[To do] Gather, from the listing beneath this task, every line holding the string "full".

****************

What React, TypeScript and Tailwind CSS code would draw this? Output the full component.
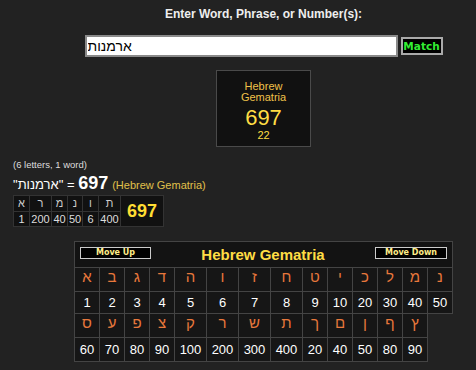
const letters1 = ['א', 'ב', 'ג', 'ד', 'ה', 'ו', 'ז', 'ח', 'ט', 'י', 'כ', 'ל', 'מ', 'נ']
const values1 = [1, 2, 3, 4, 5, 6, 7, 8, 9, 10, 20, 30, 40, 50]
const letters2 = ['ס', 'ע', 'פ', 'צ', 'ק', 'ר', 'ש', 'ת', 'ך', 'ם', 'ן', 'ף', 'ץ']
const values2 = [60, 70, 80, 90, 100, 200, 300, 400, 20, 40, 50, 80, 90]

// word breakdown for the small table
const breakdown = [
  { l: 'א', v: 1, w: 'w-[16px]' },
  { l: 'ר', v: 200, w: 'w-[22px]' },
  { l: 'מ', v: 40, w: 'w-[16px]' },
  { l: 'נ', v: 50, w: 'w-[15px]' },
  { l: 'ו', v: 6, w: 'w-[16px]' },
  { l: 'ת', v: 400, w: 'w-[22px]' },
]

const LetterCell = ({ ch }: { ch: string }) => (
  <div className="h-[24px] border-r border-b border-[#444] bg-[#161616] flex items-center justify-center pb-[5px] text-[15px] leading-[18px] text-[#e8783c]">
    {ch}
  </div>
)

const NumberCell = ({ n, h }: { n: number; h: string }) => (
  <div className={`${h} border-r border-b border-[#444] bg-[#161616] flex items-center justify-center text-[13px] leading-[15px] text-white`}>
    {n}
  </div>
)

const App = () => {
  return (
    <div className="min-h-[370px] w-full overflow-hidden bg-[#222] font-['Liberation_Sans',Arial,sans-serif] text-[#ddd]">
      {/* search form + result box */}
      <div className="pl-[51px]">
        <div className="pt-[7px] text-center text-[12px] font-bold leading-[14px] text-[#eee]">
          Enter Word, Phrase, or Number(s):
        </div>
        <div className="mt-[14px] flex items-center justify-center gap-[3px]">
          <input
            defaultValue="ארמנות"
            className="h-[22px] w-[313px] border-2 border-[#8a8a8a] bg-white px-[1px] text-[14px] text-black outline-none"
          />
          <button className="h-[18px] w-[42px] border-2 border-[#aaa] bg-black font-['DejaVu_Sans',Verdana,sans-serif] text-[10.5px] font-bold leading-none text-[#33ee33]">
            Match
          </button>
        </div>
        <div className="mx-auto mt-[13px] flex h-[77px] w-[95px] flex-col items-center border border-[#4a4a4a] bg-[#111] pt-[10px] text-[#f0c24a]">
          <div className="text-[11px] leading-[11px]">Hebrew</div>
          <div className="text-[11px] leading-[11px]">Gematria</div>
          <div className="mt-[4px] text-[22px] leading-[22px] text-[#ffdd44]">697</div>
          <div className="mt-[1px] text-[11px] leading-[11px] text-[#ffdd44]">22</div>
        </div>
      </div>

      {/* word summary */}
      <div className="pl-[13px]">
        <div className="mt-[12px] text-[9.5px] leading-[11px] text-[#ddd]">(6 letters, 1 word)</div>
        <div className="flex h-[20px] items-baseline text-white">
          <span className="text-[13px]">
            "<bdi>ארמנות</bdi>" =&nbsp;
          </span>
          <span className="text-[18px] font-bold">697</span>
          <span className="ml-[4px] text-[11px] text-[#e0c04a]">(Hebrew Gematria)</span>
        </div>
        <div className="mt-[5px] flex w-max border-l border-t border-[#333] bg-[#111]">
          {breakdown.map((b, i) => (
            <div key={i} className={`${b.w} flex flex-col`}>
              <div className="flex h-[16px] items-center justify-center border-r border-b border-[#333] text-[11px] text-[#ccc]">
                {b.l}
              </div>
              <div className="flex h-[15px] items-center justify-center border-r border-b border-[#333] text-[11px] text-[#ddd]">
                {b.v}
              </div>
            </div>
          ))}
          <div className="flex h-[31px] w-[43px] items-center justify-center border-r border-b border-[#333] text-[18px] font-bold text-[#ffdd33]">
            697
          </div>
        </div>
      </div>

      {/* gematria chart */}
      <div className="pl-[51px]">
        <div className="mx-auto mt-[14px] grid w-[379px] grid-cols-[25px_25px_25px_25px_32px_32px_32px_32px_25px_25px_25px_25px_25px_25px] border-l border-t border-[#444]">
          <div className="col-span-full flex h-[26px] items-center justify-between border-r border-b border-[#444] bg-[#131313] px-[5px]">
            <button className="mb-[3px] h-[12px] w-[71px] border border-[#ccc] bg-black font-['DejaVu_Sans',Verdana,sans-serif] text-[8px] font-bold leading-none text-[#ffee88]">
              Move Up
            </button>
            <div className="text-[15px] font-bold leading-[18px] text-[#ffdd44]">Hebrew Gematria</div>
            <button className="mb-[3px] h-[12px] w-[72px] border border-[#ccc] bg-black font-['DejaVu_Sans',Verdana,sans-serif] text-[8px] font-bold leading-none text-[#ffee88]">
              Move Down
            </button>
          </div>
          {letters1.map((l, i) => (
            <LetterCell key={'a' + i} ch={l} />
          ))}
          {values1.map((n, i) => (
            <NumberCell key={'b' + i} n={n} h="h-[22px]" />
          ))}
          {letters2.map((l, i) => (
            <LetterCell key={'c' + i} ch={l} />
          ))}
          <div />
          {values2.map((n, i) => (
            <NumberCell key={'d' + i} n={n} h="h-[24px]" />
          ))}
        </div>
      </div>
    </div>
  )
}

export default App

****************

[Output for this task]
What React, TypeScript and Tailwind CSS code would draw this? Output the full component.
    <div className="min-h-[370px] w-full overflow-hidden bg-[#222] font-['Liberation_Sans',Arial,sans-serif] text-[#ddd]">
          <div className="col-span-full flex h-[26px] items-center justify-between border-r border-b border-[#444] bg-[#131313] px-[5px]">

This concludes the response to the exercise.